The exercise:
Repeat the material verbatim and drop the pictures.

********************

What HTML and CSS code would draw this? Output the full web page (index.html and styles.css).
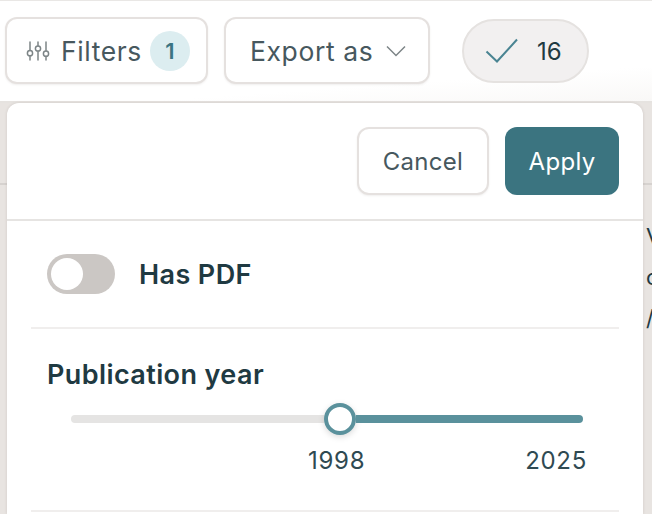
FILE: index.html
```html
<!DOCTYPE html>
<html lang="en">
<head>
<meta charset="utf-8">
<title>Filters</title>
<link rel="stylesheet" href="styles.css">
</head>
<body>
<header class="topbar">
  <button class="btn btn-filters">
    <svg class="icon-sliders" width="24" height="24" viewBox="0 0 24 24" fill="none" stroke="#7d8587" stroke-width="1.500" stroke-linecap="round">
      <path d="M4 11.500V3M4 17V21M12 6.500V3M12 12.500V21M20 11.500V3M20 17.500V21"/>
      <circle cx="4" cy="14.200" r="2.600"/>
      <circle cx="12" cy="9.500" r="2.600"/>
      <circle cx="20" cy="14.700" r="2.600"/>
    </svg>
    <span class="btn-text">Filters</span>
    <span class="count">1</span>
  </button>
  <button class="btn btn-export">
    <span class="btn-text">Export as</span>
    <svg width="20" height="12" viewBox="0 0 20 12" fill="none" stroke="#7d8587" stroke-width="1.500"><path d="M1 1.500l9 9 9-9"/></svg>
  </button>
  <div class="selected">
    <svg width="34" height="26" viewBox="0 0 34 26" fill="none" stroke="#4a8492" stroke-width="2"><path d="M1.500 13.500l10.500 10L32 1.500"/></svg>
    <span>16</span>
  </div>
</header>
<main class="content">
  <div class="behind-line"></div>
  <div class="behind-text">
    <span>V</span>
    <span>c</span>
    <span>/</span>
  </div>
  <section class="panel">
    <div class="actions">
      <button class="btn btn-cancel">Cancel</button>
      <button class="btn-apply">Apply</button>
    </div>
    <div class="row-pdf">
      <span class="toggle"><span class="knob"></span></span>
      <span class="label">Has PDF</span>
    </div>
    <div class="row-year">
      <div class="label">Publication year</div>
      <div class="slider">
        <div class="track-off"></div>
        <div class="thumb"></div>
        <div class="track-on"></div>
      </div>
      <div class="years">
        <span class="year-from">1998</span>
        <span>2025</span>
      </div>
    </div>
  </section>
</main>
</body>
</html>
```
FILE: styles.css
```css
* { box-sizing: border-box; }
html, body { margin: 0; height: 100%; }
body {
  width: 652px;
  height: 514px;
  overflow: hidden;
  background: #fff;
  font-family: Inter, "Liberation Sans", sans-serif;
  color: #1f3a42;
}
.topbar {
  height: 103px;
  display: flex;
  align-items: flex-start;
  padding: 16px 0 0 5px;
  border-top: 1px solid #e9e7e5;
  border-bottom: 2px solid #e6e3e0;
  background: linear-gradient(176deg, #fff 76%, #f9f8f7 100%);
}
.btn {
  font: inherit;
  background: #fff;
  border: 2px solid #e5e1df;
  border-radius: 12px;
  box-shadow: 0 1px 2px rgba(60, 50, 40, .08);
  color: #47585e;
  font-size: 24px;
  letter-spacing: .3px;
  display: flex;
  align-items: center;
  padding: 0;
}
.btn-filters,
.btn-export {
  font-size: 26.500px;
  letter-spacing: .6px;
}
.btn-text { padding-top: 1px; }
.btn-filters {
  width: 203px;
  height: 67px;
  padding-left: 19px;
}
.icon-sliders { margin-right: 11px; }
.count {
  width: 40px;
  height: 40px;
  margin-left: 8px;
  border-radius: 50%;
  background: #dcedf0;
  color: #3b7482;
  font-size: 22px;
  letter-spacing: 0;
  font-weight: 600;
  display: flex;
  align-items: center;
  justify-content: center;
}
.btn-export {
  width: 206px;
  height: 67px;
  margin-left: 16px;
  padding-left: 24px;
  gap: 13px;
}
.selected {
  width: 127px;
  height: 64px;
  margin: 2px 0 0 32px;
  border: 2px solid #e5e2e0;
  border-radius: 32px;
  background: #f2f0f0;
  display: flex;
  align-items: center;
  padding-left: 21px;
  gap: 18px;
  font-size: 24px;
  color: #1f3a42;
}
.content {
  position: relative;
  height: 411px;
  background: #e8e4e1;
}
.behind-line {
  position: absolute;
  left: 0;
  right: 0;
  top: 80px;
  height: 2px;
  background: #d6d2cf;
}
.behind-text {
  position: absolute;
  left: 646px;
  top: 113px;
  display: flex;
  flex-direction: column;
  font-size: 22px;
  line-height: 41px;
  color: #1f3a42;
}
.panel {
  position: absolute;
  left: 7px;
  top: 0;
  width: 636px;
  height: 411px;
  background: #fff;
  border-radius: 12px 12px 0 0;
  box-shadow: 0 0 3px rgba(60, 50, 40, .15);
}
.actions {
  height: 118px;
  display: flex;
  justify-content: flex-end;
  align-items: flex-start;
  gap: 16px;
  padding: 24px 24px 0 0;
  border-bottom: 2px solid #e6e4e2;
}
.btn-cancel {
  width: 132px;
  height: 68px;
  justify-content: center;
}
.btn-apply {
  font: inherit;
  font-size: 24px;
  letter-spacing: .3px;
  width: 114px;
  height: 68px;
  border: 0;
  border-radius: 12px;
  background: #3b7480;
  color: #fff;
}
.row-pdf {
  height: 108px;
  margin: 0 24px;
  padding: 33px 0 0 16px;
  display: flex;
  align-items: flex-start;
  gap: 24px;
  border-bottom: 2px solid #f0eeed;
}
.toggle {
  width: 68px;
  height: 40px;
  border-radius: 20px;
  background: #cbc7c4;
  padding: 4px;
}
.knob {
  display: block;
  width: 32px;
  height: 32px;
  border-radius: 50%;
  background: #fff;
}
.label {
  font-size: 27px;
  line-height: 42px;
  font-weight: 600;
  letter-spacing: .4px;
  color: #1f3a42;
}
.row-year {
  height: 183px;
  margin: 0 24px;
  padding: 25px 0 0 16px;
  border-bottom: 2px solid #f0eeed;
}
.slider {
  display: flex;
  align-items: center;
  height: 32px;
  margin: 7px 36px 0 24px;
}
.track-off {
  width: 252.500px;
  height: 8px;
  border-radius: 4px 0 0 4px;
  background: #e5e4e3;
}
.thumb {
  flex: none;
  width: 32px;
  height: 32px;
  border: 4px solid #5a919c;
  border-radius: 50%;
  background: #fff;
  box-shadow: 0 2px 6px rgba(0, 0, 0, .15);
}
.track-on {
  flex: 1;
  height: 8px;
  border-radius: 0 4px 4px 0;
  background: #5a919c;
}
.years {
  display: flex;
  justify-content: space-between;
  margin: 10px 32px 0 0;
  font-size: 24px;
  line-height: 32px;
  letter-spacing: .7px;
  color: #2f4a52;
}
.year-from { margin-left: 261px; }
```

********************

Answer in full:
What HTML and CSS code would draw this? Output the full web page (index.html and styles.css).
FILE: index.html
```html
<!DOCTYPE html>
<html lang="en">
<head>
<meta charset="utf-8">
<title>Filters</title>
<link rel="stylesheet" href="styles.css">
</head>
<body>
<header class="topbar">
  <button class="btn btn-filters">
    <svg class="icon-sliders" width="24" height="24" viewBox="0 0 24 24" fill="none" stroke="#7d8587" stroke-width="1.500" stroke-linecap="round">
      <path d="M4 11.500V3M4 17V21M12 6.500V3M12 12.500V21M20 11.500V3M20 17.500V21"/>
      <circle cx="4" cy="14.200" r="2.600"/>
      <circle cx="12" cy="9.500" r="2.600"/>
      <circle cx="20" cy="14.700" r="2.600"/>
    </svg>
    <span class="btn-text">Filters</span>
    <span class="count">1</span>
  </button>
  <button class="btn btn-export">
    <span class="btn-text">Export as</span>
    <svg width="20" height="12" viewBox="0 0 20 12" fill="none" stroke="#7d8587" stroke-width="1.500"><path d="M1 1.500l9 9 9-9"/></svg>
  </button>
  <div class="selected">
    <svg width="34" height="26" viewBox="0 0 34 26" fill="none" stroke="#4a8492" stroke-width="2"><path d="M1.500 13.500l10.500 10L32 1.500"/></svg>
    <span>16</span>
  </div>
</header>
<main class="content">
  <div class="behind-line"></div>
  <div class="behind-text">
    <span>V</span>
    <span>c</span>
    <span>/</span>
  </div>
  <section class="panel">
    <div class="actions">
      <button class="btn btn-cancel">Cancel</button>
      <button class="btn-apply">Apply</button>
    </div>
    <div class="row-pdf">
      <span class="toggle"><span class="knob"></span></span>
      <span class="label">Has PDF</span>
    </div>
    <div class="row-year">
      <div class="label">Publication year</div>
      <div class="slider">
        <div class="track-off"></div>
        <div class="thumb"></div>
        <div class="track-on"></div>
      </div>
      <div class="years">
        <span class="year-from">1998</span>
        <span>2025</span>
      </div>
    </div>
  </section>
</main>
</body>
</html>
```
FILE: styles.css
```css
* { box-sizing: border-box; }
html, body { margin: 0; height: 100%; }
body {
  width: 652px;
  height: 514px;
  overflow: hidden;
  background: #fff;
  font-family: Inter, "Liberation Sans", sans-serif;
  color: #1f3a42;
}
.topbar {
  height: 103px;
  display: flex;
  align-items: flex-start;
  padding: 16px 0 0 5px;
  border-top: 1px solid #e9e7e5;
  border-bottom: 2px solid #e6e3e0;
  background: linear-gradient(176deg, #fff 76%, #f9f8f7 100%);
}
.btn {
  font: inherit;
  background: #fff;
  border: 2px solid #e5e1df;
  border-radius: 12px;
  box-shadow: 0 1px 2px rgba(60, 50, 40, .08);
  color: #47585e;
  font-size: 24px;
  letter-spacing: .3px;
  display: flex;
  align-items: center;
  padding: 0;
}
.btn-filters,
.btn-export {
  font-size: 26.500px;
  letter-spacing: .6px;
}
.btn-text { padding-top: 1px; }
.btn-filters {
  width: 203px;
  height: 67px;
  padding-left: 19px;
}
.icon-sliders { margin-right: 11px; }
.count {
  width: 40px;
  height: 40px;
  margin-left: 8px;
  border-radius: 50%;
  background: #dcedf0;
  color: #3b7482;
  font-size: 22px;
  letter-spacing: 0;
  font-weight: 600;
  display: flex;
  align-items: center;
  justify-content: center;
}
.btn-export {
  width: 206px;
  height: 67px;
  margin-left: 16px;
  padding-left: 24px;
  gap: 13px;
}
.selected {
  width: 127px;
  height: 64px;
  margin: 2px 0 0 32px;
  border: 2px solid #e5e2e0;
  border-radius: 32px;
  background: #f2f0f0;
  display: flex;
  align-items: center;
  padding-left: 21px;
  gap: 18px;
  font-size: 24px;
  color: #1f3a42;
}
.content {
  position: relative;
  height: 411px;
  background: #e8e4e1;
}
.behind-line {
  position: absolute;
  left: 0;
  right: 0;
  top: 80px;
  height: 2px;
  background: #d6d2cf;
}
.behind-text {
  position: absolute;
  left: 646px;
  top: 113px;
  display: flex;
  flex-direction: column;
  font-size: 22px;
  line-height: 41px;
  color: #1f3a42;
}
.panel {
  position: absolute;
  left: 7px;
  top: 0;
  width: 636px;
  height: 411px;
  background: #fff;
  border-radius: 12px 12px 0 0;
  box-shadow: 0 0 3px rgba(60, 50, 40, .15);
}
.actions {
  height: 118px;
  display: flex;
  justify-content: flex-end;
  align-items: flex-start;
  gap: 16px;
  padding: 24px 24px 0 0;
  border-bottom: 2px solid #e6e4e2;
}
.btn-cancel {
  width: 132px;
  height: 68px;
  justify-content: center;
}
.btn-apply {
  font: inherit;
  font-size: 24px;
  letter-spacing: .3px;
  width: 114px;
  height: 68px;
  border: 0;
  border-radius: 12px;
  background: #3b7480;
  color: #fff;
}
.row-pdf {
  height: 108px;
  margin: 0 24px;
  padding: 33px 0 0 16px;
  display: flex;
  align-items: flex-start;
  gap: 24px;
  border-bottom: 2px solid #f0eeed;
}
.toggle {
  width: 68px;
  height: 40px;
  border-radius: 20px;
  background: #cbc7c4;
  padding: 4px;
}
.knob {
  display: block;
  width: 32px;
  height: 32px;
  border-radius: 50%;
  background: #fff;
}
.label {
  font-size: 27px;
  line-height: 42px;
  font-weight: 600;
  letter-spacing: .4px;
  color: #1f3a42;
}
.row-year {
  height: 183px;
  margin: 0 24px;
  padding: 25px 0 0 16px;
  border-bottom: 2px solid #f0eeed;
}
.slider {
  display: flex;
  align-items: center;
  height: 32px;
  margin: 7px 36px 0 24px;
}
.track-off {
  width: 252.500px;
  height: 8px;
  border-radius: 4px 0 0 4px;
  background: #e5e4e3;
}
.thumb {
  flex: none;
  width: 32px;
  height: 32px;
  border: 4px solid #5a919c;
  border-radius: 50%;
  background: #fff;
  box-shadow: 0 2px 6px rgba(0, 0, 0, .15);
}
.track-on {
  flex: 1;
  height: 8px;
  border-radius: 0 4px 4px 0;
  background: #5a919c;
}
.years {
  display: flex;
  justify-content: space-between;
  margin: 10px 32px 0 0;
  font-size: 24px;
  line-height: 32px;
  letter-spacing: .7px;
  color: #2f4a52;
}
.year-from { margin-left: 261px; }
```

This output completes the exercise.